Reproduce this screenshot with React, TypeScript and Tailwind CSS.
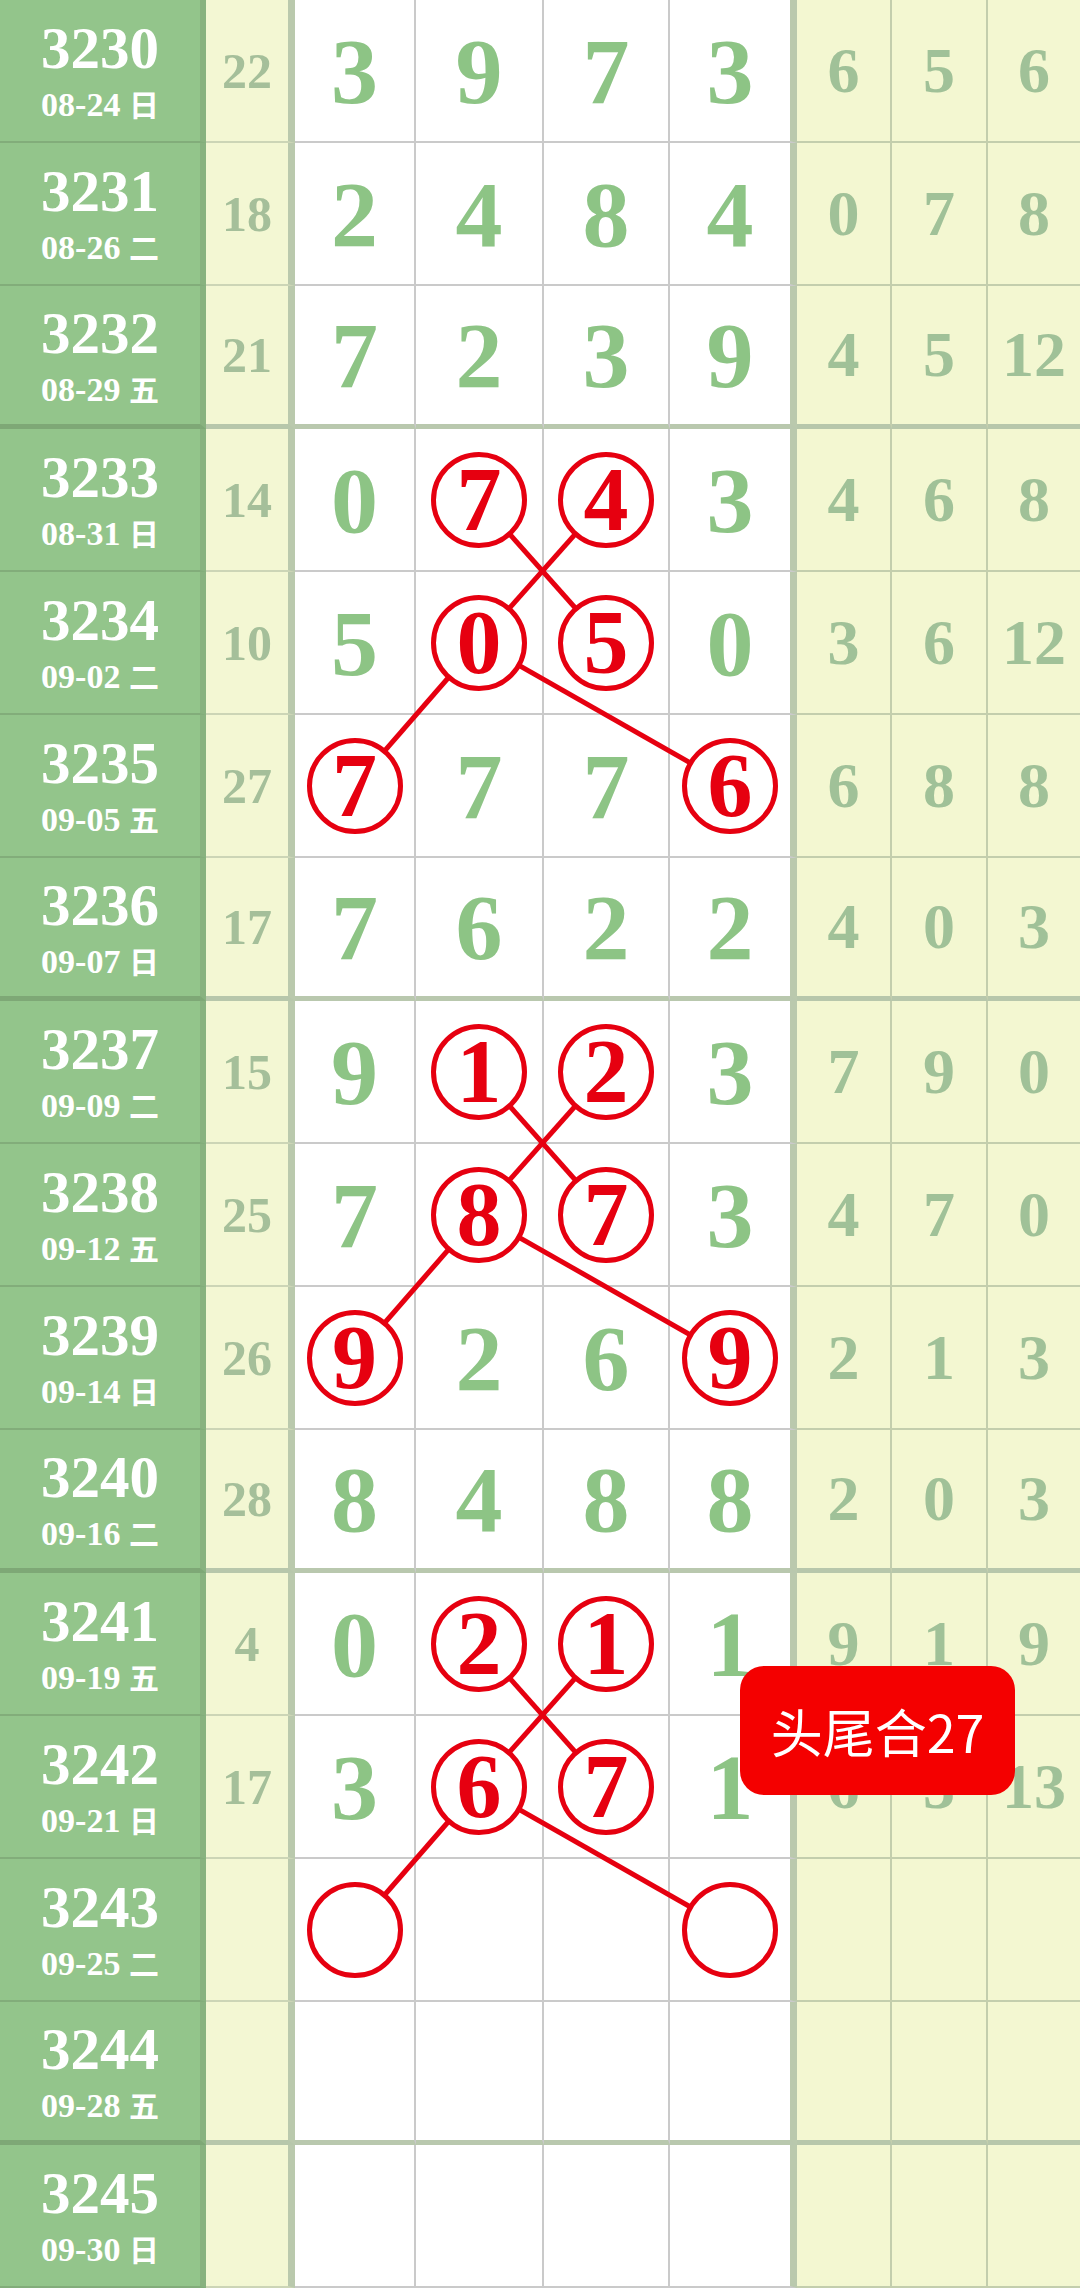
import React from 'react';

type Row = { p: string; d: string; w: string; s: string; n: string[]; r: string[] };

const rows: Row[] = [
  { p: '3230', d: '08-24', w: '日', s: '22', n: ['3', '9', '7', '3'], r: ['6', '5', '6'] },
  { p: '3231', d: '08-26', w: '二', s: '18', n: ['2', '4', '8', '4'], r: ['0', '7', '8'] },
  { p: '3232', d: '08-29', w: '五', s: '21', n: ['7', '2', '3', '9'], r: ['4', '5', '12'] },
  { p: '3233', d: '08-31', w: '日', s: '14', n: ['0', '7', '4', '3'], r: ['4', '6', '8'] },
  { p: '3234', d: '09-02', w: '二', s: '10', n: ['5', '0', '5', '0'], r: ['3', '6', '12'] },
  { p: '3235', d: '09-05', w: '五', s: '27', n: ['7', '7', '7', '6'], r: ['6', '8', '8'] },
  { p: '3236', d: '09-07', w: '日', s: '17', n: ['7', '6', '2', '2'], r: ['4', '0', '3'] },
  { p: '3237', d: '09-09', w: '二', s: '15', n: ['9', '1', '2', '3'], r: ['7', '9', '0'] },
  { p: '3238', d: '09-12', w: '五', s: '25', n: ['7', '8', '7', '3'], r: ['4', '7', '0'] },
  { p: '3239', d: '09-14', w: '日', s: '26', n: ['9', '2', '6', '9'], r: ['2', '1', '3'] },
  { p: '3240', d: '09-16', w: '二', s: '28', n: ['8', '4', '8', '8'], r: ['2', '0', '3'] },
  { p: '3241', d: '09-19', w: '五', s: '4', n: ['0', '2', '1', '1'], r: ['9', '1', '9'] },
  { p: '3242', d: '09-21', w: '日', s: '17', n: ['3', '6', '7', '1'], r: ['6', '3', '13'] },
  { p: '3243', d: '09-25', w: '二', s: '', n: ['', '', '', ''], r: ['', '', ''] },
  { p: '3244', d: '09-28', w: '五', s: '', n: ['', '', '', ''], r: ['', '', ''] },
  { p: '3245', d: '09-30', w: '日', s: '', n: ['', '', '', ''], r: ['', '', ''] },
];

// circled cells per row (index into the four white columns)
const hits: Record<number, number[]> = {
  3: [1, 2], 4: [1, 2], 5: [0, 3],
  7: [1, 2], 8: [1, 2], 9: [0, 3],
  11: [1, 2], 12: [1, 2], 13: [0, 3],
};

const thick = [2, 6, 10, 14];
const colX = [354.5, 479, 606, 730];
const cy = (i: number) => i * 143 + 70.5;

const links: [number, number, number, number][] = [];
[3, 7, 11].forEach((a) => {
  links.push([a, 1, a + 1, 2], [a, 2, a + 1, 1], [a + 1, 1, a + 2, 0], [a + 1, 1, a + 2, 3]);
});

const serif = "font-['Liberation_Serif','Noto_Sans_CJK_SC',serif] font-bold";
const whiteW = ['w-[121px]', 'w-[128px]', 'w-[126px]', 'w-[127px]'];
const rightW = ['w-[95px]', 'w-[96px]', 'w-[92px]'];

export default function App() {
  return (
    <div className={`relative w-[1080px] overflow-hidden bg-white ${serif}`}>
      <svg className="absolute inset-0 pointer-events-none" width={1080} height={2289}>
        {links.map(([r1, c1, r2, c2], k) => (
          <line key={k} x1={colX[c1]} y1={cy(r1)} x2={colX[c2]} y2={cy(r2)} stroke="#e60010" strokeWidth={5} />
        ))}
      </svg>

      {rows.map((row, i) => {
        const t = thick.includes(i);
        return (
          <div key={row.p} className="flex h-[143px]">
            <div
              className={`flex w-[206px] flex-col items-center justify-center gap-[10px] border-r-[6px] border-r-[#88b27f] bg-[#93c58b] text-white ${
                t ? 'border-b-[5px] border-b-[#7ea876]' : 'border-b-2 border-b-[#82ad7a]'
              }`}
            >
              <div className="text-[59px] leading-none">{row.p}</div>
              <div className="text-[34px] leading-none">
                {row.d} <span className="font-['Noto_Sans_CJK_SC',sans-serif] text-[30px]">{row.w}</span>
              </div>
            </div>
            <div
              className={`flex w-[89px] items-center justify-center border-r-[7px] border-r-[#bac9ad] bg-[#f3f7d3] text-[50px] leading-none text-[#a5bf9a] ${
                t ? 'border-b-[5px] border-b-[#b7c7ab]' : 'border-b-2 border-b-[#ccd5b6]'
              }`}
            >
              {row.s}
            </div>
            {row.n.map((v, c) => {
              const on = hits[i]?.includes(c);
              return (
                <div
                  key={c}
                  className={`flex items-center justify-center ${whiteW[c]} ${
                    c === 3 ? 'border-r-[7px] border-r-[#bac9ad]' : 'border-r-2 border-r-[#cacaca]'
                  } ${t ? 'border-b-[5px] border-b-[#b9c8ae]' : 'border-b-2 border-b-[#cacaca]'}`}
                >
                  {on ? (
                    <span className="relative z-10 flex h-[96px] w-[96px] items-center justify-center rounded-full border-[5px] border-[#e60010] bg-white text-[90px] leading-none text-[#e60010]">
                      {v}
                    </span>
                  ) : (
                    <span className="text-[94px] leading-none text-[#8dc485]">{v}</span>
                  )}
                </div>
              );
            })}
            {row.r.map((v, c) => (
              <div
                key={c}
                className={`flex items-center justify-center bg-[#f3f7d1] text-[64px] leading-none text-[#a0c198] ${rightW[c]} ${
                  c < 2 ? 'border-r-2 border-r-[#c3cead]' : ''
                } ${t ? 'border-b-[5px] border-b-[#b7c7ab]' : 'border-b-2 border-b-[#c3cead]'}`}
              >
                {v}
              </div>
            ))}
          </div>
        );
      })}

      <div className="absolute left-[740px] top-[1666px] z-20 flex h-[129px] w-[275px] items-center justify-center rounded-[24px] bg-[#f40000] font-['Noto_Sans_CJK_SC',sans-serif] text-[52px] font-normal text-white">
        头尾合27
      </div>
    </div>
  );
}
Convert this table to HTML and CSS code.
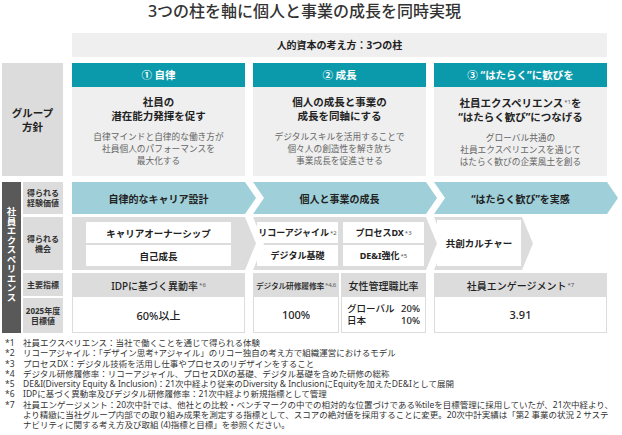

------------------------------------------------------------

| DO THIS |
Reproduce all entries exactly. Pictures do not belong in the copy.

| THE OUTPUT |
Reproduce this screenshot with React, TypeScript and Tailwind CSS.
import React from 'react';

type Row = { p: string; d: string; w: string; s: string; n: string[]; r: string[] };

const rows: Row[] = [
  { p: '3230', d: '08-24', w: '日', s: '22', n: ['3', '9', '7', '3'], r: ['6', '5', '6'] },
  { p: '3231', d: '08-26', w: '二', s: '18', n: ['2', '4', '8', '4'], r: ['0', '7', '8'] },
  { p: '3232', d: '08-29', w: '五', s: '21', n: ['7', '2', '3', '9'], r: ['4', '5', '12'] },
  { p: '3233', d: '08-31', w: '日', s: '14', n: ['0', '7', '4', '3'], r: ['4', '6', '8'] },
  { p: '3234', d: '09-02', w: '二', s: '10', n: ['5', '0', '5', '0'], r: ['3', '6', '12'] },
  { p: '3235', d: '09-05', w: '五', s: '27', n: ['7', '7', '7', '6'], r: ['6', '8', '8'] },
  { p: '3236', d: '09-07', w: '日', s: '17', n: ['7', '6', '2', '2'], r: ['4', '0', '3'] },
  { p: '3237', d: '09-09', w: '二', s: '15', n: ['9', '1', '2', '3'], r: ['7', '9', '0'] },
  { p: '3238', d: '09-12', w: '五', s: '25', n: ['7', '8', '7', '3'], r: ['4', '7', '0'] },
  { p: '3239', d: '09-14', w: '日', s: '26', n: ['9', '2', '6', '9'], r: ['2', '1', '3'] },
  { p: '3240', d: '09-16', w: '二', s: '28', n: ['8', '4', '8', '8'], r: ['2', '0', '3'] },
  { p: '3241', d: '09-19', w: '五', s: '4', n: ['0', '2', '1', '1'], r: ['9', '1', '9'] },
  { p: '3242', d: '09-21', w: '日', s: '17', n: ['3', '6', '7', '1'], r: ['6', '3', '13'] },
  { p: '3243', d: '09-25', w: '二', s: '', n: ['', '', '', ''], r: ['', '', ''] },
  { p: '3244', d: '09-28', w: '五', s: '', n: ['', '', '', ''], r: ['', '', ''] },
  { p: '3245', d: '09-30', w: '日', s: '', n: ['', '', '', ''], r: ['', '', ''] },
];

// circled cells per row (index into the four white columns)
const hits: Record<number, number[]> = {
  3: [1, 2], 4: [1, 2], 5: [0, 3],
  7: [1, 2], 8: [1, 2], 9: [0, 3],
  11: [1, 2], 12: [1, 2], 13: [0, 3],
};

const thick = [2, 6, 10, 14];
const colX = [354.5, 479, 606, 730];
const cy = (i: number) => i * 143 + 70.5;

const links: [number, number, number, number][] = [];
[3, 7, 11].forEach((a) => {
  links.push([a, 1, a + 1, 2], [a, 2, a + 1, 1], [a + 1, 1, a + 2, 0], [a + 1, 1, a + 2, 3]);
});

const serif = "font-['Liberation_Serif','Noto_Sans_CJK_SC',serif] font-bold";
const whiteW = ['w-[121px]', 'w-[128px]', 'w-[126px]', 'w-[127px]'];
const rightW = ['w-[95px]', 'w-[96px]', 'w-[92px]'];

export default function App() {
  return (
    <div className={`relative w-[1080px] overflow-hidden bg-white ${serif}`}>
      <svg className="absolute inset-0 pointer-events-none" width={1080} height={2289}>
        {links.map(([r1, c1, r2, c2], k) => (
          <line key={k} x1={colX[c1]} y1={cy(r1)} x2={colX[c2]} y2={cy(r2)} stroke="#e60010" strokeWidth={5} />
        ))}
      </svg>

      {rows.map((row, i) => {
        const t = thick.includes(i);
        return (
          <div key={row.p} className="flex h-[143px]">
            <div
              className={`flex w-[206px] flex-col items-center justify-center gap-[10px] border-r-[6px] border-r-[#88b27f] bg-[#93c58b] text-white ${
                t ? 'border-b-[5px] border-b-[#7ea876]' : 'border-b-2 border-b-[#82ad7a]'
              }`}
            >
              <div className="text-[59px] leading-none">{row.p}</div>
              <div className="text-[34px] leading-none">
                {row.d} <span className="font-['Noto_Sans_CJK_SC',sans-serif] text-[30px]">{row.w}</span>
              </div>
            </div>
            <div
              className={`flex w-[89px] items-center justify-center border-r-[7px] border-r-[#bac9ad] bg-[#f3f7d3] text-[50px] leading-none text-[#a5bf9a] ${
                t ? 'border-b-[5px] border-b-[#b7c7ab]' : 'border-b-2 border-b-[#ccd5b6]'
              }`}
            >
              {row.s}
            </div>
            {row.n.map((v, c) => {
              const on = hits[i]?.includes(c);
              return (
                <div
                  key={c}
                  className={`flex items-center justify-center ${whiteW[c]} ${
                    c === 3 ? 'border-r-[7px] border-r-[#bac9ad]' : 'border-r-2 border-r-[#cacaca]'
                  } ${t ? 'border-b-[5px] border-b-[#b9c8ae]' : 'border-b-2 border-b-[#cacaca]'}`}
                >
                  {on ? (
                    <span className="relative z-10 flex h-[96px] w-[96px] items-center justify-center rounded-full border-[5px] border-[#e60010] bg-white text-[90px] leading-none text-[#e60010]">
                      {v}
                    </span>
                  ) : (
                    <span className="text-[94px] leading-none text-[#8dc485]">{v}</span>
                  )}
                </div>
              );
            })}
            {row.r.map((v, c) => (
              <div
                key={c}
                className={`flex items-center justify-center bg-[#f3f7d1] text-[64px] leading-none text-[#a0c198] ${rightW[c]} ${
                  c < 2 ? 'border-r-2 border-r-[#c3cead]' : ''
                } ${t ? 'border-b-[5px] border-b-[#b7c7ab]' : 'border-b-2 border-b-[#c3cead]'}`}
              >
                {v}
              </div>
            ))}
          </div>
        );
      })}

      <div className="absolute left-[740px] top-[1666px] z-20 flex h-[129px] w-[275px] items-center justify-center rounded-[24px] bg-[#f40000] font-['Noto_Sans_CJK_SC',sans-serif] text-[52px] font-normal text-white">
        头尾合27
      </div>
    </div>
  );
}
Convert this table to HTML and CSS code.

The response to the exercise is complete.